-- Given request --
All of the data should be repeated exactly; pictures are not part of the copy.

-- Given information --

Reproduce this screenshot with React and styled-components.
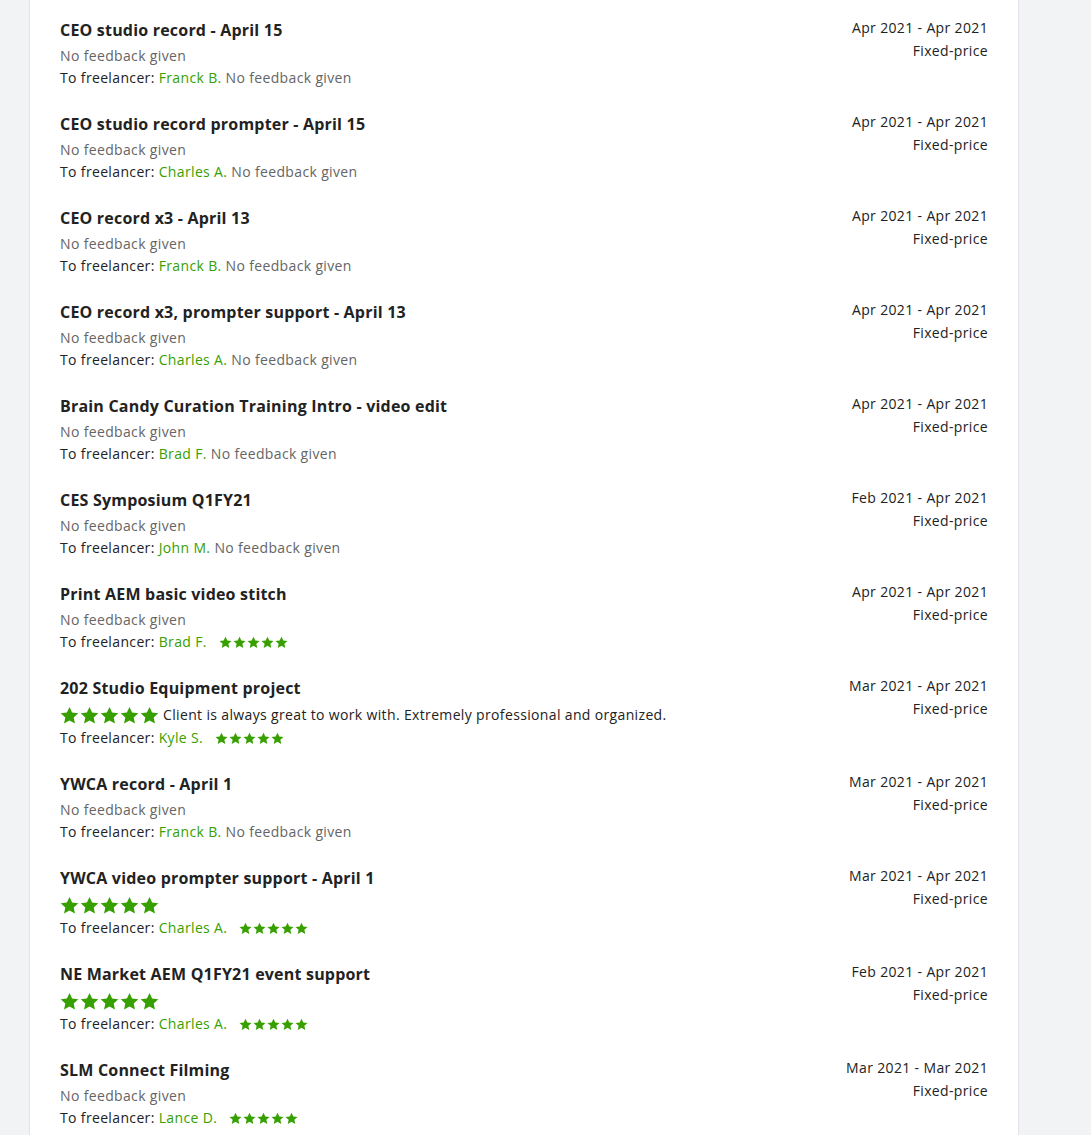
import React from "react";
import styled, { createGlobalStyle } from "styled-components";

const Global = createGlobalStyle`
  html, body { margin: 0; padding: 0; background: #f2f3f5; }
  body { font-family: "Open Sans", "Liberation Sans", sans-serif; -webkit-font-smoothing: antialiased; }
`;

const Page = styled.div`
  min-height: 1135px;
  padding-left: 29px;
  background: #f2f3f5;
`;

const Card = styled.div`
  box-sizing: border-box;
  width: 990px;
  min-height: 1135px;
  background: #fff;
  border-left: 1px solid #e2e3e6;
  border-right: 1px solid #e2e3e6;
  padding: 9px 30px 0 30px;
`;

const Row = styled.div`
  display: flex;
  justify-content: space-between;
  align-items: flex-start;
  padding: 9px 0 14px;
`;

const Left = styled.div`
  display: flex;
  flex-direction: column;
`;

const Title = styled.div`
  font-size: 16px;
  font-weight: 700;
  line-height: 24px;
  letter-spacing: 0.2px;
  color: #222;
  margin-bottom: 3px;
`;

const Line = styled.div`
  display: flex;
  align-items: center;
  font-size: 14px;
  letter-spacing: 0.35px;
  line-height: ${(p) => (p.$tall ? "24px" : "22px")};
  height: ${(p) => (p.$tall ? "24px" : "22px")};
  color: ${(p) => (p.$muted ? "#656565" : "#222")};
  white-space: pre;
`;

const Name = styled.span`
  color: #37a000;
`;

const Muted = styled.span`
  color: #656565;
`;

const Right = styled.div`
  display: flex;
  flex-direction: column;
  align-items: flex-end;
  margin-top: -2px;
  font-size: 14px;
  letter-spacing: 0.35px;
  line-height: 23px;
  color: #222;
`;

const Stars = styled.span`
  display: inline-flex;
  align-items: center;
  gap: 1px;
  margin-left: ${(p) => (p.$big ? "0" : "12px")};
  margin-right: ${(p) => (p.$big ? "4px" : "0")};
`;

const StarSvg = styled.svg`
  display: block;
  width: ${(p) => p.$size}px;
  height: ${(p) => p.$size}px;
  fill: #37a000;
`;

function Star({ size }) {
  return (
    <StarSvg $size={size} viewBox="0 0 24 24">
      <path d="M12 1.2l3.3 7.1 7.8.8-5.8 5.3 1.6 7.7L12 18.2l-6.9 3.9 1.6-7.7L.9 9.1l7.8-.8z" />
    </StarSvg>
  );
}

function StarRow({ big }) {
  const size = big ? 19 : 13;
  return (
    <Stars $big={big}>
      {[0, 1, 2, 3, 4].map((i) => (
        <Star key={i} size={size} />
      ))}
    </Stars>
  );
}

const rows = [
  { title: "CEO studio record - April 15", date: "Apr 2021 - Apr 2021", name: "Franck B." },
  { title: "CEO studio record prompter - April 15", date: "Apr 2021 - Apr 2021", name: "Charles A." },
  { title: "CEO record x3 - April 13", date: "Apr 2021 - Apr 2021", name: "Franck B." },
  { title: "CEO record x3, prompter support - April 13", date: "Apr 2021 - Apr 2021", name: "Charles A." },
  { title: "Brain Candy Curation Training Intro - video edit", date: "Apr 2021 - Apr 2021", name: "Brad F." },
  { title: "CES Symposium Q1FY21", date: "Feb 2021 - Apr 2021", name: "John M." },
  { title: "Print AEM basic video stitch", date: "Apr 2021 - Apr 2021", name: "Brad F.", fStars: true },
  {
    title: "202 Studio Equipment project",
    date: "Mar 2021 - Apr 2021",
    name: "Kyle S.",
    cStars: true,
    comment: "Client is always great to work with. Extremely professional and organized.",
    fStars: true,
  },
  { title: "YWCA record - April 1", date: "Mar 2021 - Apr 2021", name: "Franck B." },
  { title: "YWCA video prompter support - April 1", date: "Mar 2021 - Apr 2021", name: "Charles A.", cStars: true, fStars: true },
  { title: "NE Market AEM Q1FY21 event support", date: "Feb 2021 - Apr 2021", name: "Charles A.", cStars: true, fStars: true },
  { title: "SLM Connect Filming", date: "Mar 2021 - Mar 2021", name: "Lance D.", fStars: true },
];

export default function App() {
  return (
    <>
      <Global />
      <Page>
        <Card>
          {rows.map((r, i) => (
            <Row key={i}>
              <Left>
                <Title>{r.title}</Title>
                {r.cStars ? (
                  <Line $tall>
                    <StarRow big />
                    {r.comment ? <span>{r.comment}</span> : null}
                  </Line>
                ) : (
                  <Line $muted>No feedback given</Line>
                )}
                <Line>
                  To freelancer: <Name>{r.name}</Name>
                  {r.fStars ? <StarRow /> : <Muted> No feedback given</Muted>}
                </Line>
              </Left>
              <Right>
                <span>{r.date}</span>
                <span>Fixed-price</span>
              </Right>
            </Row>
          ))}
        </Card>
      </Page>
    </>
  );
}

-- Expected output --
Reproduce this screenshot with React and styled-components.
import React from "react";
import styled, { createGlobalStyle } from "styled-components";

const Global = createGlobalStyle`
  html, body { margin: 0; padding: 0; background: #f2f3f5; }
  body { font-family: "Open Sans", "Liberation Sans", sans-serif; -webkit-font-smoothing: antialiased; }
`;

const Page = styled.div`
  min-height: 1135px;
  padding-left: 29px;
  background: #f2f3f5;
`;

const Card = styled.div`
  box-sizing: border-box;
  width: 990px;
  min-height: 1135px;
  background: #fff;
  border-left: 1px solid #e2e3e6;
  border-right: 1px solid #e2e3e6;
  padding: 9px 30px 0 30px;
`;

const Row = styled.div`
  display: flex;
  justify-content: space-between;
  align-items: flex-start;
  padding: 9px 0 14px;
`;

const Left = styled.div`
  display: flex;
  flex-direction: column;
`;

const Title = styled.div`
  font-size: 16px;
  font-weight: 700;
  line-height: 24px;
  letter-spacing: 0.2px;
  color: #222;
  margin-bottom: 3px;
`;

const Line = styled.div`
  display: flex;
  align-items: center;
  font-size: 14px;
  letter-spacing: 0.35px;
  line-height: ${(p) => (p.$tall ? "24px" : "22px")};
  height: ${(p) => (p.$tall ? "24px" : "22px")};
  color: ${(p) => (p.$muted ? "#656565" : "#222")};
  white-space: pre;
`;

const Name = styled.span`
  color: #37a000;
`;

const Muted = styled.span`
  color: #656565;
`;

const Right = styled.div`
  display: flex;
  flex-direction: column;
  align-items: flex-end;
  margin-top: -2px;
  font-size: 14px;
  letter-spacing: 0.35px;
  line-height: 23px;
  color: #222;
`;

const Stars = styled.span`
  display: inline-flex;
  align-items: center;
  gap: 1px;
  margin-left: ${(p) => (p.$big ? "0" : "12px")};
  margin-right: ${(p) => (p.$big ? "4px" : "0")};
`;

const StarSvg = styled.svg`
  display: block;
  width: ${(p) => p.$size}px;
  height: ${(p) => p.$size}px;
  fill: #37a000;
`;

function Star({ size }) {
  return (
    <StarSvg $size={size} viewBox="0 0 24 24">
      <path d="M12 1.2l3.3 7.1 7.8.8-5.8 5.3 1.6 7.7L12 18.2l-6.9 3.9 1.6-7.7L.9 9.1l7.8-.8z" />
    </StarSvg>
  );
}

function StarRow({ big }) {
  const size = big ? 19 : 13;
  return (
    <Stars $big={big}>
      {[0, 1, 2, 3, 4].map((i) => (
        <Star key={i} size={size} />
      ))}
    </Stars>
  );
}

const rows = [
  { title: "CEO studio record - April 15", date: "Apr 2021 - Apr 2021", name: "Franck B." },
  { title: "CEO studio record prompter - April 15", date: "Apr 2021 - Apr 2021", name: "Charles A." },
  { title: "CEO record x3 - April 13", date: "Apr 2021 - Apr 2021", name: "Franck B." },
  { title: "CEO record x3, prompter support - April 13", date: "Apr 2021 - Apr 2021", name: "Charles A." },
  { title: "Brain Candy Curation Training Intro - video edit", date: "Apr 2021 - Apr 2021", name: "Brad F." },
  { title: "CES Symposium Q1FY21", date: "Feb 2021 - Apr 2021", name: "John M." },
  { title: "Print AEM basic video stitch", date: "Apr 2021 - Apr 2021", name: "Brad F.", fStars: true },
  {
    title: "202 Studio Equipment project",
    date: "Mar 2021 - Apr 2021",
    name: "Kyle S.",
    cStars: true,
    comment: "Client is always great to work with. Extremely professional and organized.",
    fStars: true,
  },
  { title: "YWCA record - April 1", date: "Mar 2021 - Apr 2021", name: "Franck B." },
  { title: "YWCA video prompter support - April 1", date: "Mar 2021 - Apr 2021", name: "Charles A.", cStars: true, fStars: true },
  { title: "NE Market AEM Q1FY21 event support", date: "Feb 2021 - Apr 2021", name: "Charles A.", cStars: true, fStars: true },
  { title: "SLM Connect Filming", date: "Mar 2021 - Mar 2021", name: "Lance D.", fStars: true },
];

export default function App() {
  return (
    <>
      <Global />
      <Page>
        <Card>
          {rows.map((r, i) => (
            <Row key={i}>
              <Left>
                <Title>{r.title}</Title>
                {r.cStars ? (
                  <Line $tall>
                    <StarRow big />
                    {r.comment ? <span>{r.comment}</span> : null}
                  </Line>
                ) : (
                  <Line $muted>No feedback given</Line>
                )}
                <Line>
                  To freelancer: <Name>{r.name}</Name>
                  {r.fStars ? <StarRow /> : <Muted> No feedback given</Muted>}
                </Line>
              </Left>
              <Right>
                <span>{r.date}</span>
                <span>Fixed-price</span>
              </Right>
            </Row>
          ))}
        </Card>
      </Page>
    </>
  );
}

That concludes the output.